A Lei Falcão admitia que a tevê passasse a mostrar e falar de eleição. Entretanto, no horário permitido pelo governo e fiscalizado pelo Tribunal Eleitoral, só era consentido aos candidatos a prefeito e vereador mencionar a legenda do partido, um brevíssimo histórico do concorrente e seu número ao lado da foto. Para fugir das limitações da lei e na dúvida sobre a eficiência da propaganda eletrônica, os candidatos acreditavam mesmo era na força de sua própria voz, no contato pessoal com o eleitor nos comícios, por menores e menos sofisticados que fossem. Como esse da foto, em Manacapuru, perto de Manaus.
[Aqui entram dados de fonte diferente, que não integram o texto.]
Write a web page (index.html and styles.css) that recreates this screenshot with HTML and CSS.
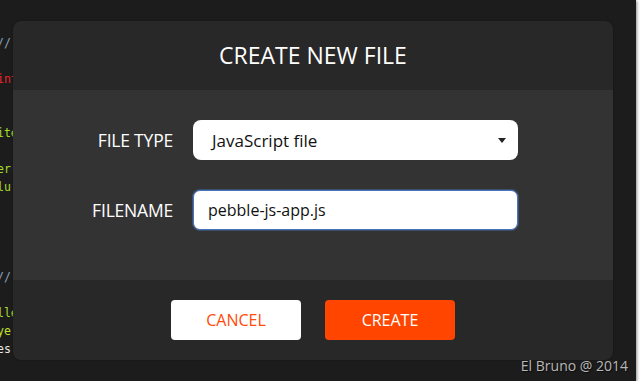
FILE: index.html
```html
<!DOCTYPE html>
<html lang="en">
<head>
  <meta charset="UTF-8">
  <meta name="viewport" content="width=device-width, initial-scale=1.0">
  <title>Create New File</title>
  <link rel="stylesheet" href="styles.css">
</head>
<body>

  <div class="screen">
    <!-- editor behind the modal -->
    <div class="code">
      <div class="line c-comment">//</div>
      <div class="line"></div>
      <div class="line c-red">int</div>
      <div class="line"></div>
      <div class="line"></div>
      <div class="line c-green">ite</div>
      <div class="line"></div>
      <div class="line c-green">er<span class="c-blue">(</span></div>
      <div class="line c-green">lu</div>
      <div class="line"></div>
      <div class="line"></div>
      <div class="line"></div>
      <div class="line"></div>
      <div class="line c-comment">//</div>
      <div class="line"></div>
      <div class="line c-green">lle</div>
      <div class="line c-lime">ye</div>
      <div class="line c-white">es</div>
    </div>

    <div class="modal">
      <div class="modal-header">
        <h2>Create New File</h2>
      </div>
      <div class="modal-body">
        <label class="field-label">File Type</label>
        <div class="dropdown">
          <span>JavaScript file</span>
          <span class="caret"></span>
        </div>
        <label class="field-label" for="filename">Filename</label>
        <input type="text" id="filename" class="text-input" value="pebble-js-app.js">
      </div>
      <div class="modal-footer">
        <button type="button" class="btn btn-cancel">Cancel</button>
        <button type="button" class="btn btn-create">Create</button>
      </div>
    </div>

    <span class="credit">El Bruno @ 2014</span>
  </div>

</body>
</html>
```

FILE: styles.css
```css
/* Reset */
* {
  margin: 0;
  padding: 0;
  box-sizing: border-box;
}

body {
  background: #fff;
  font-family: "Open Sans", Arial, sans-serif;
}

/* Screenshot area */
.screen {
  position: relative;
  width: 636px;
  height: 381px;
  background: #1c1c1c;
  box-shadow: 1px 1px 3px rgba(0, 0, 0, 0.45);
  overflow: hidden;
}

/* Code editor fragments */
.code {
  padding-top: 34px;
  margin-left: -3px;
  font-family: "DejaVu Sans Mono", monospace;
  font-size: 11.5px;
}

.code .line {
  height: 18px;
  line-height: 18px;
  white-space: pre;
}

.c-comment { color: #8ea3c0; }
.c-red { color: #e8242c; }
.c-green { color: #a6d92e; }
.c-lime { color: #c2e02a; }
.c-blue { color: #66b8ef; }
.c-white { color: #e8e8e8; }

/* Modal */
.modal {
  position: absolute;
  left: 13px;
  top: 21px;
  width: 600px;
  border-radius: 8px;
  overflow: hidden;
  background: #282828;
  box-shadow: 0 0 2px rgba(0, 0, 0, 0.4);
}

.modal-header {
  height: 69px;
  display: flex;
  align-items: center;
  justify-content: center;
}

.modal-header h2 {
  color: #fff;
  font-size: 23px;
  font-weight: 400;
  text-transform: uppercase;
  padding-bottom: 2px;
}

.modal-body {
  height: 190px;
  background: #333;
  display: grid;
  grid-template-columns: 160px 325px;
  grid-auto-rows: 40px;
  column-gap: 20px;
  row-gap: 30px;
  padding-top: 30px;
}

.field-label {
  color: #fff;
  font-size: 17.5px;
  text-transform: uppercase;
  text-align: right;
  align-self: center;
  letter-spacing: -0.2px;
}

.dropdown {
  display: flex;
  align-items: center;
  justify-content: space-between;
  padding: 0 12px 0 19px;
  background: #fff;
  border-radius: 8px;
  color: #111;
  font-size: 17px;
}

.caret {
  width: 0;
  height: 0;
  border-left: 4px solid transparent;
  border-right: 4px solid transparent;
  border-top: 5px solid #222;
}

.text-input {
  width: 100%;
  height: 40px;
  padding: 0 14px;
  background: #fff;
  border: 1px solid #4a72b8;
  border-radius: 7px;
  box-shadow: 0 0 0 1px rgba(74, 114, 184, 0.45);
  color: #111;
  font-family: "Open Sans", Arial, sans-serif;
  font-size: 16px;
  outline: none;
}

.modal-footer {
  height: 80px;
  display: flex;
  justify-content: center;
  gap: 24px;
  padding-top: 20px;
}

.btn {
  width: 130px;
  height: 40px;
  border: none;
  border-radius: 4px;
  font-family: "Open Sans", Arial, sans-serif;
  font-size: 16px;
  text-transform: uppercase;
  cursor: pointer;
}

.btn-cancel {
  background: #fff;
  color: #ff4a0a;
}

.btn-create {
  background: #ff4500;
  color: #fff;
}

/* Watermark */
.credit {
  position: absolute;
  right: 8px;
  bottom: 6px;
  color: #b8b8b8;
  font-size: 14px;
  text-shadow: 1px 1px 1px rgba(0, 0, 0, 0.6);
}
```
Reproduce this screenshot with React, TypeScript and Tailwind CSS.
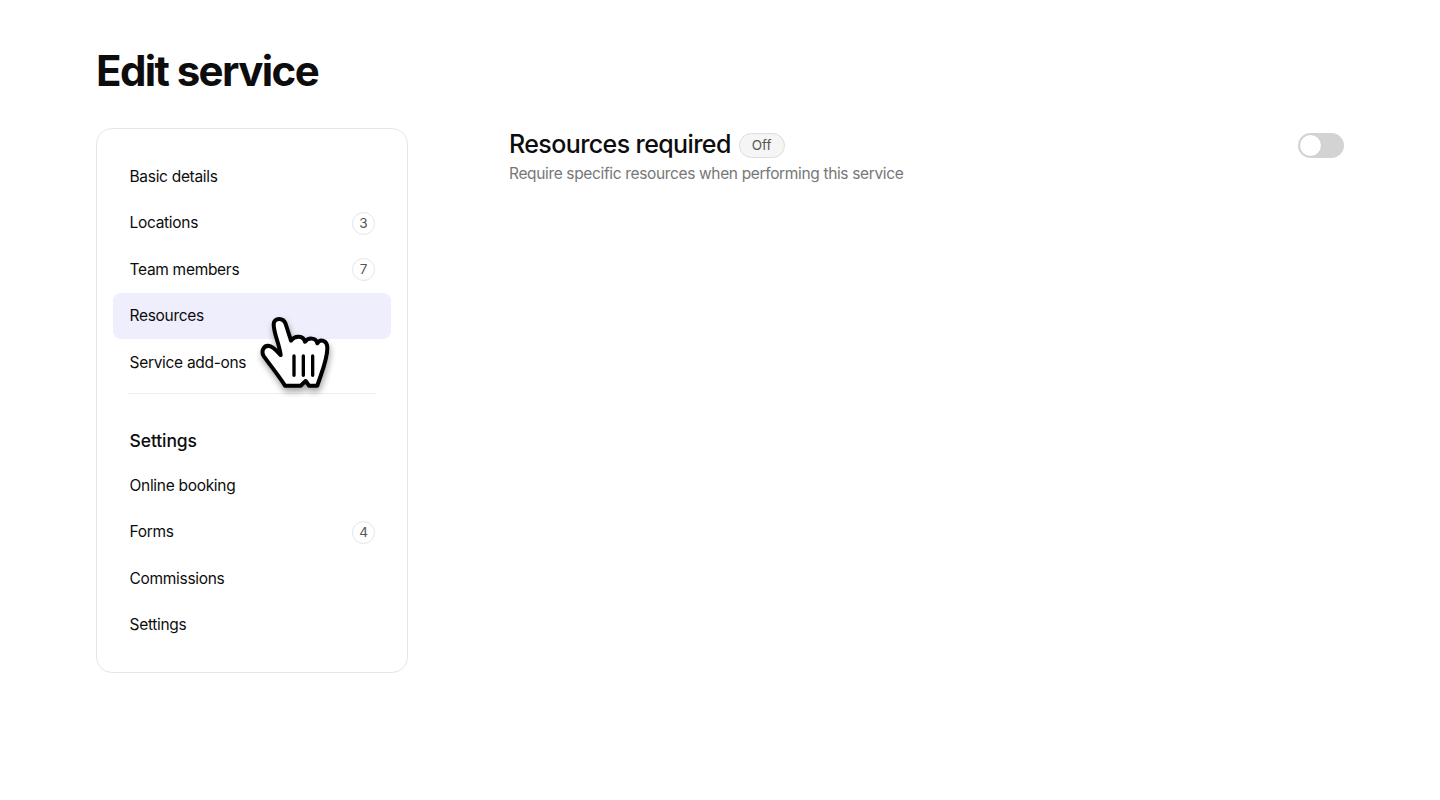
const mainItems = [
  { label: 'Basic details' },
  { label: 'Locations', count: 3 },
  { label: 'Team members', count: 7 },
  { label: 'Resources', active: true },
  { label: 'Service add-ons' },
]

const settingsItems = [
  { label: 'Online booking' },
  { label: 'Forms', count: 4 },
  { label: 'Commissions' },
  { label: 'Settings' },
]

type Item = { label: string; count?: number; active?: boolean }

function NavRow({ label, count, active }: Item) {
  return (
    <div className={`mb-px flex h-[45.4px] items-center justify-between rounded-lg pl-[16.5px] pr-4 ${active ? 'bg-[#eeeefc]' : ''}`}>
      <span className="text-[15.5px] tracking-[-0.3px] text-[#0d0d0d]">{label}</span>
      {count !== undefined && (
        <span className="flex h-[23px] w-[23px] items-center justify-center rounded-full border border-[#e5e5e5] text-[13.5px] text-[#555555]">
          {count}
        </span>
      )}
    </div>
  )
}

function HandCursor() {
  return (
    <svg
      viewBox="0 0 330 300"
      className="pointer-events-none absolute left-[143px] top-[171px] h-[100px] w-[110px] drop-shadow-[1px_4px_3px_rgba(0,0,0,0.35)]"
    >
      <path
        d="M101 72C104 52 130 52 137 72L153 122C165 105 190 107 195 125C205 112 228 112 232 130C240 116 262 120 262 145C262 180 243 222 232 257L207 257L197 243L182 257L135 257C115 225 90 195 72 170C62 155 70 135 88 138C100 140 112 155 122 165C118 130 101 102 101 72Z"
        fill="#ffffff"
        stroke="#000000"
        strokeWidth="12"
        strokeLinejoin="round"
      />
      <path d="M162 168V226M190 168V226M218 168V226" stroke="#000000" strokeWidth="10" strokeLinecap="round" fill="none" />
    </svg>
  )
}

export default function App() {
  return (
    <div className="h-[800px] bg-white pl-24 pr-24 pt-[38px] font-['Inter',sans-serif]">
      <h1 className="text-[42px] font-bold leading-[66px] tracking-[-1.6px] text-[#0d0d0d]">Edit service</h1>
      <div className="mt-[24px] flex">
        <aside className="relative h-[545px] w-[312px] shrink-0 rounded-2xl border border-[#e5e5e5] px-4 pt-[25px]">
          {mainItems.map((item) => (
            <NavRow key={item.label} {...item} />
          ))}
          <div className="mx-[15px] mt-[8px] border-t border-[#eeeeee]" />
          <h2 className="mt-[35px] pl-[16.5px] text-[17.5px] font-medium leading-6 tracking-[-0.1px] text-[#0d0d0d]">Settings</h2>
          <div className="mt-[10px]">
            {settingsItems.map((item) => (
              <NavRow key={item.label} {...item} />
            ))}
          </div>
          <HandCursor />
        </aside>
        <main className="ml-[101px] flex flex-1 items-start justify-between">
          <div>
            <div className="flex items-center gap-2">
              <span className="pb-0.5 text-[25px] font-medium leading-[32px] tracking-[-0.6px] text-[#0d0d0d]">Resources required</span>
              <span className="flex h-[25px] items-center rounded-full border border-[#dddddd] bg-[#f5f5f5] px-3 text-[13.5px] text-[#555555]">Off</span>
            </div>
            <p className="text-[15.5px] leading-[23px] tracking-[-0.35px] text-[#777777]">Require specific resources when performing this service</p>
          </div>
          <div className="mt-[5px] flex h-[25px] w-[46px] items-center rounded-full bg-[#d3d3d3] pl-px">
            <span className="h-[23px] w-[23px] rounded-full border border-[#cccccc] bg-white" />
          </div>
        </main>
      </div>
    </div>
  )
}
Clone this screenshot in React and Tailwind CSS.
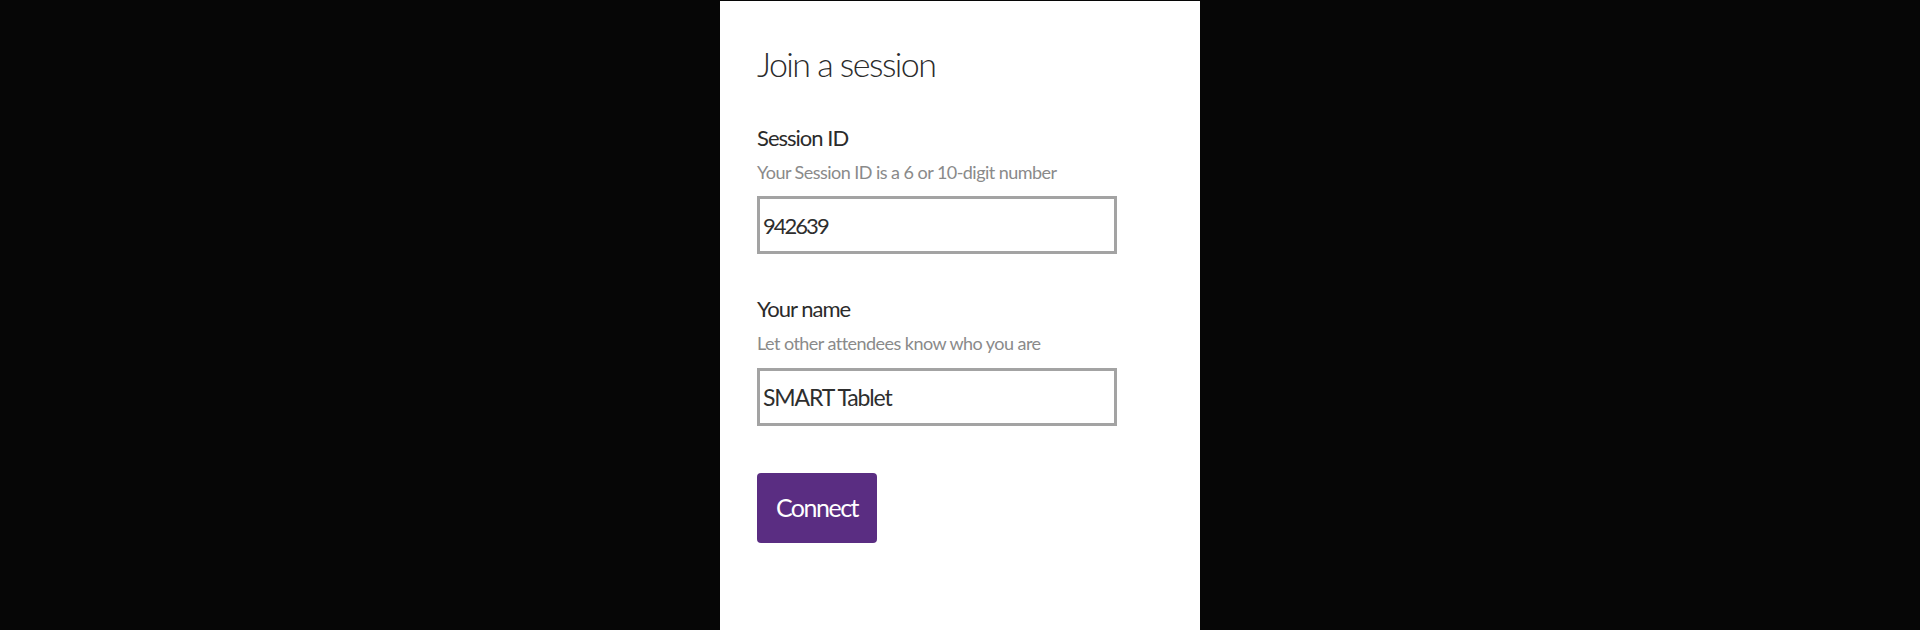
export default function App() {
  return (
    <div className="w-[1920px] h-[630px] bg-[#060606] flex justify-center" style={{ fontFamily: "Lato, 'Noto Sans', sans-serif" }}>
      <div className="w-[480px] mt-[1px] h-[629px] bg-white pl-[37px] pt-[41px]">
        <h1 className="text-[34px] leading-[44px] text-[#2b2b2b] font-light tracking-[-0.045em]">Join a session</h1>
        <div className="mt-[38px] text-[22px] leading-[28px] text-[#2b2b2b] tracking-[-0.045em]">Session ID</div>
        <div className="mt-[8px] text-[18px] leading-[24px] text-[#8a8a8a] tracking-[-0.03em]">Your Session ID is a 6 or 10-digit number</div>
        <div className="mt-[12px] w-[360px] h-[58px] border-[3px] border-[#a3a3a3] flex items-center pl-[3px] text-[22px] text-[#2e2e2e] tracking-[-0.09em]">942639</div>
        <div className="mt-[41px] text-[22px] leading-[28px] text-[#2b2b2b] tracking-[-0.045em]">Your name</div>
        <div className="mt-[8px] text-[18px] leading-[24px] text-[#8a8a8a] tracking-[-0.03em]">Let other attendees know who you are</div>
        <div className="mt-[13px] w-[360px] h-[58px] border-[3px] border-[#a3a3a3] flex items-center pl-[3px] text-[23px] text-[#2e2e2e] tracking-[-0.05em]">SMART Tablet</div>
        <button className="mt-[47px] w-[120px] h-[70px] rounded-[4px] bg-[#5a2d82] text-white text-[25px] tracking-[-0.06em] flex items-center justify-center">Connect</button>
      </div>
    </div>
  );
}
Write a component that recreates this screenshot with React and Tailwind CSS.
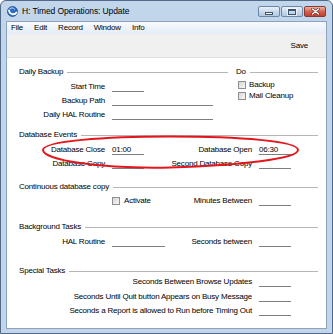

Eu trabalhava no jornal O Globo e queríamos dar ao leitor uma visão de como o pleito se dava nas cidadezinhas do interior. Por isso, elegemos como exemplo a pequenina Manacapuru. Trabalhando no dia-a-dia em Brasília, na pompa do Palácio Planalto, eu sabia que não iria encontrar no interior o mesmo capricho das cerimônias que costumeiramente eu fotografava na Capital Federal. E era justamente esta minha função: captar e repassar aos leitores cenas do clima eleitoral daquela longínqua localidade da Amazônia.
No palanque feito com restos de caixotes de madeira só cabiam cinco pessoas. Os candidatos se revezavam no sobe-desce. A iluminá-los, duas – isso mesmo, duas – lâmpadas cercada de mariposas. O som do alto-falante mal e mal alcançava o ouvido dos trinta ou quarenta presentes.
Pois é. Depois dessa foto aí na singela Manacapuru, subi em mil palanques nas campanhas presidenciais. Grandes comícios, mega-comícios, sofisticados comícios, showmícios, milionários comícios, cheios de layouts arrojados, displays, jingles e back-lights. Hoje, às vésperas de uma eleição presidencial, vejo que tudo realmente mudou. Agora vemos a liberdade que os candidatos têm para expôr suas idéias seja nas redes sociais ou nos modernos programas do horário eleitoral da propaganda política. E mais, os candidatos ganharam uma grande novidade para comunicar-se com o eleitor: os debates nas grandes redes de televisão.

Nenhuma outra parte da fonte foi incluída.